Tra le varie soluzioni proposte ne è stata dimenticata forse una potenzialmente efficace: rendere nuovamente solvibili i mutuatari.
A questo proposito è necessario che una parte delle risorse messe in campo sia utilizzata per creare un fondo da utilizzare all’uopo. Chi non è ancora fallito – secondo stime attendibili il 20 percento del totale (Bernanke, Ben S. "Mortgage Delinquencies and Foreclosures" Columbia Business School’s 32nd Annual Dinner, New York, New York (2008-05-05)) – deve essere messo in condizione di pagare (riducendo la rata del mutuo o coprendo con soldi pubblici la parte di interessi che il soggetto non è in grado di pagare). Che fare con i clienti falliti le cui abitazioni sono diventate di proprietà delle banche o messe all’asta e vendute a terzi (la parte più difficile dell’operazione) ? Si potrebbero riacquistare le seconde e darle in affitto ai vari mutuatari a prezzi calmierati. La spesa in questo caso sarebbe ingente ma rappresenterebbe un investimento che potrebbe consentire guadagni in conto capitale quando il mercato si riprenderà e i valori saranno superiori a quelli odierni.

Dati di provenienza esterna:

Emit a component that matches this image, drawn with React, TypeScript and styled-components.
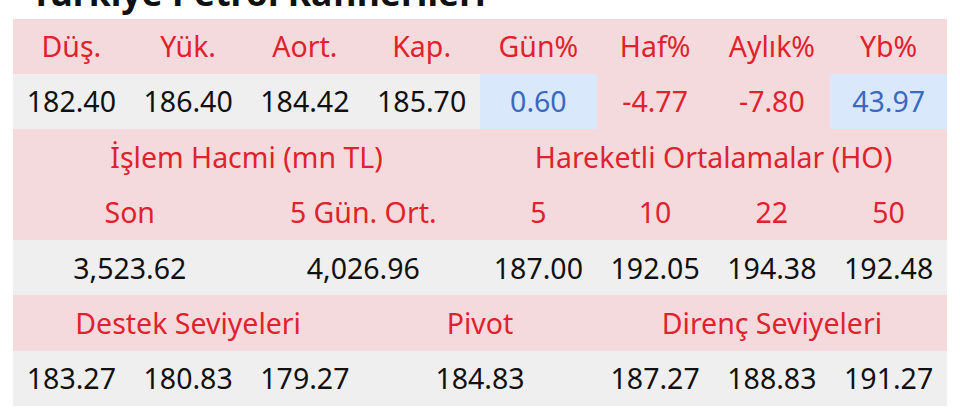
import styled, { createGlobalStyle } from "styled-components";

const GlobalStyle = createGlobalStyle`
  body {
    margin: 0;
    background: #ffffff;
    font-family: "Noto Sans", "Open Sans", sans-serif;
  }
`;

type Tone = "head" | "plain" | "up" | "down";

const rows: { tone: Tone; text: string; span?: number }[][] = [
  [
    { tone: "head", text: "Düş." },
    { tone: "head", text: "Yük." },
    { tone: "head", text: "Aort." },
    { tone: "head", text: "Kap." },
    { tone: "head", text: "Gün%" },
    { tone: "head", text: "Haf%" },
    { tone: "head", text: "Aylık%" },
    { tone: "head", text: "Yb%" },
  ],
  [
    { tone: "plain", text: "182.40" },
    { tone: "plain", text: "186.40" },
    { tone: "plain", text: "184.42" },
    { tone: "plain", text: "185.70" },
    { tone: "up", text: "0.60" },
    { tone: "down", text: "-4.77" },
    { tone: "down", text: "-7.80" },
    { tone: "up", text: "43.97" },
  ],
  [
    { tone: "head", text: "İşlem Hacmi (mn TL)", span: 4 },
    { tone: "head", text: "Hareketli Ortalamalar (HO)", span: 4 },
  ],
  [
    { tone: "head", text: "Son", span: 2 },
    { tone: "head", text: "5 Gün. Ort.", span: 2 },
    { tone: "head", text: "5" },
    { tone: "head", text: "10" },
    { tone: "head", text: "22" },
    { tone: "head", text: "50" },
  ],
  [
    { tone: "plain", text: "3,523.62", span: 2 },
    { tone: "plain", text: "4,026.96", span: 2 },
    { tone: "plain", text: "187.00" },
    { tone: "plain", text: "192.05" },
    { tone: "plain", text: "194.38" },
    { tone: "plain", text: "192.48" },
  ],
  [
    { tone: "head", text: "Destek Seviyeleri", span: 3 },
    { tone: "head", text: "Pivot", span: 2 },
    { tone: "head", text: "Direnç Seviyeleri", span: 3 },
  ],
  [
    { tone: "plain", text: "183.27" },
    { tone: "plain", text: "180.83" },
    { tone: "plain", text: "179.27" },
    { tone: "plain", text: "184.83", span: 2 },
    { tone: "plain", text: "187.27" },
    { tone: "plain", text: "188.83" },
    { tone: "plain", text: "191.27" },
  ],
];

function App() {
  return (
    <>
      <GlobalStyle />
      <Page>
        <Title>Türkiye Petrol Rafinerileri</Title>
        <Table>
          <colgroup>
            {Array.from({ length: 8 }).map((_, i) => (
              <Col key={i} />
            ))}
          </colgroup>
          <tbody>
            {rows.map((row, r) => (
              <Row key={r}>
                {row.map((c, i) => (
                  <Cell key={i} $tone={c.tone} colSpan={c.span}>
                    {c.text}
                  </Cell>
                ))}
              </Row>
            ))}
          </tbody>
        </Table>
      </Page>
    </>
  );
}

const Page = styled.div`
  padding: 0 13px;
  width: 934px;
`;

const Title = styled.h1`
  margin: -25px 0 8px 18px;
  font-family: "Noto Sans", "Liberation Sans", sans-serif;
  font-weight: 700;
  font-size: 35.5px;
  line-height: 1;
  color: #111111;
  white-space: nowrap;
`;

const Table = styled.table`
  width: 934px;
  table-layout: fixed;
  border-collapse: collapse;
  border-spacing: 0;
`;

const Col = styled.col`
  width: 116.75px;
`;

const Row = styled.tr`
  height: 55.4px;
`;

const bg: Record<Tone, string> = {
  head: "#f4dadd",
  plain: "#efefef",
  up: "#dae8fc",
  down: "#f4dadd",
};

const fg: Record<Tone, string> = {
  head: "#e0222c",
  plain: "#111111",
  up: "#3a69c0",
  down: "#e0222c",
};

const Cell = styled.td<{ $tone: Tone }>`
  padding: 0;
  text-align: center;
  vertical-align: middle;
  font-size: 28.5px;
  line-height: 1;
  white-space: nowrap;
  background: ${(p) => bg[p.$tone]};
  color: ${(p) => fg[p.$tone]};
`;

export default App;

Il risultato complessivo di questa operazione dovrebbe ridurre drasticamente il rischio di fallimento dei singoli mutuatari ridando valore agli MBS su mercato secondario e disinnescando il problema degli esborsi dei venditori di CDS.
Una volta tanto equità ed efficienza potrebbero andare di pari passo. Non dimentichiamo infatti le grandezze in gioco (il valore totale dei mutui molto inferiore a quello di MBS e CDS) e la correlazione positiva tra merito di credito dei mutuatari e valori dei titoli derivati. Invece del salvataggio diretto delle banche con l’acquisto dei titoli tossici (un intervento tappabuchi che comporta l’esborso di somme ingenti e che costringe ad inseguire una o l’altra situazione di dissesto) molto più efficace e corretto andare all’origine e rimettere in piedi i mutuatari “riavvolgendo il nastro” della crisi.

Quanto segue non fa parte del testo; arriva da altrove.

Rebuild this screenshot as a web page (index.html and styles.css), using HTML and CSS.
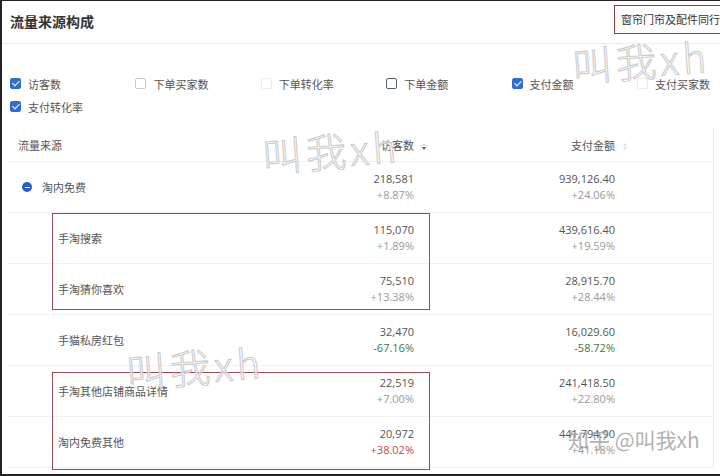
FILE: index.html
```html
<!DOCTYPE html>
<html lang="zh-CN">
  <head>
    <meta charset="UTF-8" />
    <meta name="viewport" content="width=device-width, initial-scale=1.0" />
    <title>流量来源构成</title>
    <link rel="stylesheet" href="styles.css">
  </head>
  <body>
    <div class="page">
      <div class="head">
        <h2 class="title">流量来源构成</h2>
        <div class="tag">窗帘门帘及配件同行</div>
      </div>

      <div class="filters">
        <label class="opt"><span class="box on"></span>访客数</label>
        <label class="opt"><span class="box"></span>下单买家数</label>
        <label class="opt"><span class="box off"></span>下单转化率</label>
        <label class="opt"><span class="box dark"></span>下单金额</label>
        <label class="opt"><span class="box on"></span>支付金额</label>
        <label class="opt"><span class="box off"></span>支付买家数</label>
        <label class="opt"><span class="box on"></span>支付转化率</label>
      </div>

      <div class="table">
        <div class="row thead">
          <div class="cell name">流量来源</div>
          <div class="cell num">访客数<span class="sort desc"><i class="up"></i><i class="down"></i></span></div>
          <div class="cell num">支付金额<span class="sort"><i class="up"></i><i class="down"></i></span></div>
          <div class="cell"></div>
        </div>
        <div class="row">
          <div class="cell name group"><span class="minus"></span>淘内免费</div>
          <div class="cell num">218,581<br><span class="pct">+8.87%</span></div>
          <div class="cell num">939,126.40<br><span class="pct">+24.06%</span></div>
          <div class="cell"></div>
        </div>
        <div class="row">
          <div class="cell name child">手淘搜索</div>
          <div class="cell num">115,070<br><span class="pct">+1.89%</span></div>
          <div class="cell num">439,616.40<br><span class="pct">+19.59%</span></div>
          <div class="cell"></div>
        </div>
        <div class="row">
          <div class="cell name child">手淘猜你喜欢</div>
          <div class="cell num">75,510<br><span class="pct">+13.38%</span></div>
          <div class="cell num">28,915.70<br><span class="pct">+28.44%</span></div>
          <div class="cell"></div>
        </div>
        <div class="row">
          <div class="cell name child">手猫私房红包</div>
          <div class="cell num">32,470<br><span class="pct down">-67.16%</span></div>
          <div class="cell num">16,029.60<br><span class="pct down">-58.72%</span></div>
          <div class="cell"></div>
        </div>
        <div class="row">
          <div class="cell name child">手淘其他店铺商品详情</div>
          <div class="cell num">22,519<br><span class="pct">+7.00%</span></div>
          <div class="cell num">241,418.50<br><span class="pct">+22.80%</span></div>
          <div class="cell"></div>
        </div>
        <div class="row">
          <div class="cell name child">淘内免费其他</div>
          <div class="cell num">20,972<br><span class="pct up">+38.02%</span></div>
          <div class="cell num">441,794.90<br><span class="pct">+41.18%</span></div>
          <div class="cell"></div>
        </div>
      </div>

      <!-- annotations drawn over the screenshot -->
      <div class="mark mark-1"></div>
      <div class="mark mark-2"></div>
      <div class="wm wm-1">叫我xh</div>
      <div class="wm wm-2">叫我xh</div>
      <div class="wm wm-3">叫我xh</div>
      <div class="zhihu">知乎 @叫我xh</div>
    </div>
  </body>
</html>
```

FILE: styles.css
```css
body {
  margin: 0;
  background: #fff;
  font-family: "Open Sans", "Noto Sans CJK SC", sans-serif;
  font-size: 11px;
  color: #555;
}
.page {
  position: relative;
  width: 720px;
  height: 476px;
  box-sizing: border-box;
  border-top: 1px solid #222;
  border-left: 2px solid #222;
  border-bottom: 2px solid #222;
  overflow: hidden;
  background: #fff;
}
.head {
  display: flex;
  justify-content: space-between;
  align-items: flex-start;
  height: 42px;
  border-bottom: 1px solid #ececec;
}
.title {
  margin: 0;
  padding: 11px 0 0 8px;
  font-family: "Noto Sans CJK SC", sans-serif;
  font-size: 14px;
  line-height: 18px;
  font-weight: 700;
  color: #333;
}
.tag {
  margin-top: 4px;
  height: 27px;
  line-height: 27px;
  padding: 0 0 0 6px;
  border: 1px solid #8c3b43;
  border-right: none;
  white-space: nowrap;
  font-family: "Noto Sans CJK SC", sans-serif;
  color: #333;
}
.filters {
  display: grid;
  grid-template-columns: repeat(6, 125.4px);
  padding: 28px 0 0 8px;
  font-family: "Noto Sans CJK SC", sans-serif;
}
.opt {
  display: flex;
  align-items: center;
  height: 23px;
  white-space: nowrap;
  color: #555;
}
.box {
  width: 9px;
  height: 9px;
  margin-right: 7px;
  border: 1px solid #c9c9c9;
  border-radius: 2px;
  position: relative;
}
.box.off {
  border-color: #ececec;
}
.box.dark {
  border-color: #556070;
}
.box.on {
  background: #2f6dd5;
  border-color: #2f6dd5;
}
.box.on::after {
  content: "";
  position: absolute;
  left: 3px;
  top: 0px;
  width: 3px;
  height: 6px;
  border: solid #fff;
  border-width: 0 1.5px 1.5px 0;
  transform: rotate(45deg);
}
.table {
  margin: 10px 0 0 6px;
  width: 705px;
  border-right: 1px solid #ececec;
}
.row {
  display: grid;
  grid-template-columns: 292px 114px 201px 1fr;
  height: 51px;
  border-bottom: 1px solid #f0f0f0;
  box-sizing: border-box;
}
.row.thead {
  height: 34px;
}
.cell {
  display: flex;
  flex-direction: column;
  justify-content: center;
  line-height: 16px;
}
.cell.num {
  display: block;
  align-self: center;
  text-align: right;
  color: #555;
}
.thead .cell.num {
  font-family: "Noto Sans CJK SC", sans-serif;
}
.cell.name {
  flex-direction: row;
  align-items: center;
  justify-content: flex-start;
  padding-left: 10px;
  font-family: "Noto Sans CJK SC", sans-serif;
  color: #555;
}
.cell.group {
  padding-left: 14px;
}
.cell.child {
  padding-left: 50px;
}
.minus {
  width: 10px;
  height: 10px;
  margin-right: 10px;
  border-radius: 50%;
  background: #2a5fc8;
  position: relative;
}
.minus::after {
  content: "";
  position: absolute;
  left: 2.5px;
  top: 4.5px;
  width: 5px;
  height: 1px;
  background: #fff;
}
.pct {
  color: #999;
}
.pct.down {
  color: #3d7b3d;
}
.pct.up {
  color: #c9474a;
}
.sort {
  display: inline-flex;
  flex-direction: column;
  gap: 1px;
  margin: 0 -13px 0 8px;
  vertical-align: middle;
  width: 5px;
}
.sort i {
  width: 0;
  height: 0;
  border-left: 2.5px solid transparent;
  border-right: 2.5px solid transparent;
}
.sort .up {
  border-bottom: 3px solid #ddd;
}
.sort .down {
  border-top: 3px solid #ddd;
}
.sort.desc .up {
  border-bottom-color: #d3dbe8;
}
.sort.desc .down {
  border-top-color: #2f5fb8;
}
.mark {
  position: absolute;
  left: 50px;
  width: 376px;
  border: 1.5px solid #9b4a55;
}
.mark-1 {
  top: 212px;
  height: 95px;
}
.mark-2 {
  top: 371px;
  height: 96px;
}
.wm {
  position: absolute;
  font-family: "Noto Sans CJK SC", sans-serif;
  font-size: 40px;
  font-weight: 300;
  color: rgba(255, 255, 255, 0.6);
  -webkit-text-stroke: 1px #c9c9c9;
  letter-spacing: 4px;
  transform: rotate(-4deg);
  white-space: nowrap;
}
.wm-1 {
  left: 570px;
  top: 30px;
}
.wm-2 {
  left: 260px;
  top: 120px;
}
.wm-3 {
  left: 124px;
  top: 336px;
}
.zhihu {
  position: absolute;
  left: 566px;
  top: 423px;
  font-family: "Noto Sans CJK SC", sans-serif;
  font-size: 21px;
  color: rgba(150, 150, 150, 0.75);
  white-space: nowrap;
}
```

Il mercato ha bisogno di segnali per invertire la rotta. Quale miglior segnale del fatto che il problema del merito di credito dei mutuatari non c’è più ?

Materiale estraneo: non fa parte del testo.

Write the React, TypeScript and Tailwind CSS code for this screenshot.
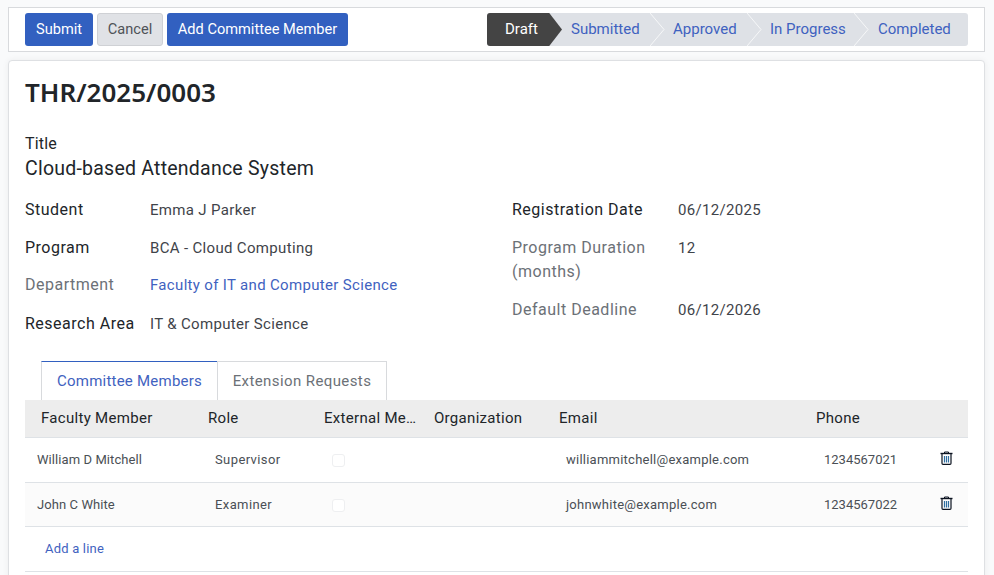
const F = "font-['Roboto',sans-serif]";

function Trash() {
  return (
    <svg width="13" height="14" viewBox="0 0 13 14" fill="none">
      <path d="M4.5 2V1h4v1" stroke="#0b1320" strokeWidth="1" />
      <path d="M0.5 2.5h12" stroke="#0b1320" strokeWidth="1.4" />
      <path d="M2 3v9.2c0 .7.4 1.1 1 1.1h7c.6 0 1-.4 1-1.1V3" stroke="#0b1320" strokeWidth="1.2" />
      <path d="M4.5 5v6.5M6.5 5v6.5M8.5 5v6.5" stroke="#2f6ea0" strokeWidth="1.2" />
    </svg>
  );
}

function Row({ name, role, email, phone, alt }: { name: string; role: string; email: string; phone: string; alt?: boolean }) {
  return (
    <div className={`grid grid-cols-[167px_116px_110px_125px_257px_124px_1fr] items-center pl-4 border-b border-[#dee2e6] text-[13px] text-[#4a4f55] ${alt ? "h-[44px] pt-px bg-[#fbfbfb]" : "h-[45px] bg-white"}`}>
      <div className="-ml-1 tracking-[0.08px]">{name}</div>
      <div className="ml-[7px] tracking-[0.4px]">{role}</div>
      <div className="ml-2">
        <div className="w-[13px] h-[13px] rounded-[3px] border border-[#eeeff1] bg-white" />
      </div>
      <div />
      <div className="ml-[7px] tracking-[0.24px]">{email}</div>
      <div className="ml-2">{phone}</div>
      <div className="-mt-[5px] flex"><Trash /></div>
    </div>
  );
}

function Field({ label, muted, children, w, top }: { label: string; muted?: boolean; children: React.ReactNode; w: string; top?: boolean }) {
  return (
    <div className={`flex ${top ? "mt-px" : ""}`}>
      <div className={`${w} shrink-0 text-[16px] leading-[24px] tracking-[0.5px] ${muted ? "text-[#6c7177]" : "text-[#212529]"}`}>{label}</div>
      <div className="text-[15px] leading-[24px] tracking-[0.33px] text-[#3f444a]">{children}</div>
    </div>
  );
}

export default function App() {
  return (
    <div className={`${F} w-[994px] h-[575px] overflow-hidden bg-[#f9fafb] pt-[7px] px-2`}>
      <div className="h-[45px] w-[977px] bg-white border border-[#d8dadd] flex items-center justify-between pl-4 pr-4">
        <div className="flex gap-1 text-[14.6px]">
          <button className="h-[33px] w-[68px] rounded-[3px] bg-[#3260c0] text-white">Submit</button>
          <button className="h-[33px] w-[66px] rounded-[3px] bg-[#e0e2e6] border border-[#cfd1d5] text-[#4f5358]">Cancel</button>
          <button className="h-[33px] w-[181px] rounded-[3px] bg-[#3260c0] text-white">Add Committee Member</button>
        </div>
        <div className="relative flex h-[33px] w-[481px] rounded-[3px] bg-[#dee1e6] text-[15px] text-[#3f62c0] overflow-hidden">
          <div className="w-[75px] shrink-0 bg-[#444444] text-white flex items-center pl-[18px] [clip-path:polygon(0_0,83%_0,100%_50%,83%_100%,0_100%)]">Draft</div>
          <div className="absolute left-[84px] top-0 h-full flex items-center">Submitted</div>
          <div className="absolute left-[186px] top-0 h-full flex items-center">Approved</div>
          <div className="absolute left-[283px] top-0 h-full flex items-center">In Progress</div>
          <div className="absolute left-[391px] top-0 h-full flex items-center">Completed</div>
          <svg className="absolute left-[163px] top-0" width="16" height="33" fill="none" stroke="#f6f7f8" strokeWidth="1"><path d="M0 0 L14 16.5 L0 33" /></svg>
          <svg className="absolute left-[260px] top-0" width="16" height="33" fill="none" stroke="#f6f7f8" strokeWidth="1"><path d="M0 0 L14 16.5 L0 33" /></svg>
          <svg className="absolute left-[367px] top-0" width="16" height="33" fill="none" stroke="#f6f7f8" strokeWidth="1"><path d="M0 0 L14 16.5 L0 33" /></svg>
        </div>
      </div>

      <div className="mt-2 w-[977px] h-[600px] bg-white border border-[#dee0e3] rounded-[4px] shadow-[0_0_6px_rgba(0,0,0,0.06)] px-4 pt-[13px]">
        <div className="font-['Noto_Sans',sans-serif] font-semibold text-[26px] leading-[36px] text-[#212529]">THR/2025/0003</div>
        <div className="mt-[24px] text-[16px] leading-[20px] tracking-[0.2px] text-[#212529]">Title</div>
        <div className="text-[19.5px] leading-[28px] tracking-[0.23px] text-[#212529] mt-px">Cloud-based Attendance System</div>

        <div className="mt-[15px] flex h-[137px]">
          <div className="w-[487px] flex flex-col gap-[13.5px]">
            <Field w="w-[125px]" label="Student">Emma J Parker</Field>
            <Field w="w-[125px]" label="Program">BCA - Cloud Computing</Field>
            <Field w="w-[125px]" label="Department" muted><span className="text-[#3f62c0]">Faculty of IT and Computer Science</span></Field>
            <Field w="w-[125px]" label="Research Area" top>IT &amp; Computer Science</Field>
          </div>
          <div className="flex flex-col gap-[14px]">
            <Field w="w-[166px]" label="Registration Date">06/12/2025</Field>
            <Field w="w-[166px]" label="Program Duration (months)" muted>12</Field>
            <Field w="w-[166px]" label="Default Deadline" muted>06/12/2026</Field>
          </div>
        </div>

        <div className="mt-[26px] pl-4 flex h-[39px] text-[15px]">
          <div className="w-[177px] pt-px bg-white border border-[#d8dadd] border-t-[#3260c0] border-b-0 flex items-center justify-center tracking-[0.23px] text-[#3f62c0]">Committee Members</div>
          <div className="w-[170px] pt-px -ml-px bg-white border border-[#d8dadd] border-b-0 flex items-center justify-center tracking-[0.4px] text-[#6c7177]">Extension Requests</div>
        </div>

        <div className="w-[943px]">
          <div className="grid grid-cols-[167px_116px_110px_125px_257px_1fr] h-[38px] items-center pl-4 bg-[#ededed] border-b border-[#dee2e6] text-[15px] tracking-[0.3px] text-[#212529]">
            <div>Faculty Member</div>
            <div>Role</div>
            <div className="truncate pr-2">External Member</div>
            <div>Organization</div>
            <div>Email</div>
            <div>Phone</div>
          </div>
          <Row name="William D Mitchell" role="Supervisor" email="williammitchell@example.com" phone="1234567021" />
          <Row alt name="John C White" role="Examiner" email="johnwhite@example.com" phone="1234567022" />
          <div className="h-[45px] border-b border-[#dee2e6] flex items-center pl-5 text-[13px] tracking-[0.2px] text-[#3f62c0]">Add a line</div>
        </div>
      </div>
    </div>
  );
}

Ad evitare il problema di azzardo morale, ovvero di coazione a riproporre la situazione attuale in futuro contando sul salvataggio pubblico, basterebbe sancire l’eccezionalità dell’intervento attraverso l’applicazione graduale dei due cambiamenti di governance necessari per evitare in futuro crisi di questo tipo. Ovvero ridurre la leva delle banche d’affari e degli intermediari finanziari non bancari e sottoporre a requisiti patrimoniali le attività che gli stessi detengono in portafoglio. Con Basilea III dovremmo evitare che macchine di grossa cilindrata possano sfrecciare ad alta velocità nei centri abitati senza rispettare i semafori. Con l’entrata in vigore delle nuove regole che sorveglino i meccanismi di amplificazione e di trasmissione dal livello locale a quello sistemico non dovrebbe essere più necessario salvare chi sbaglia per evitare crisi globali.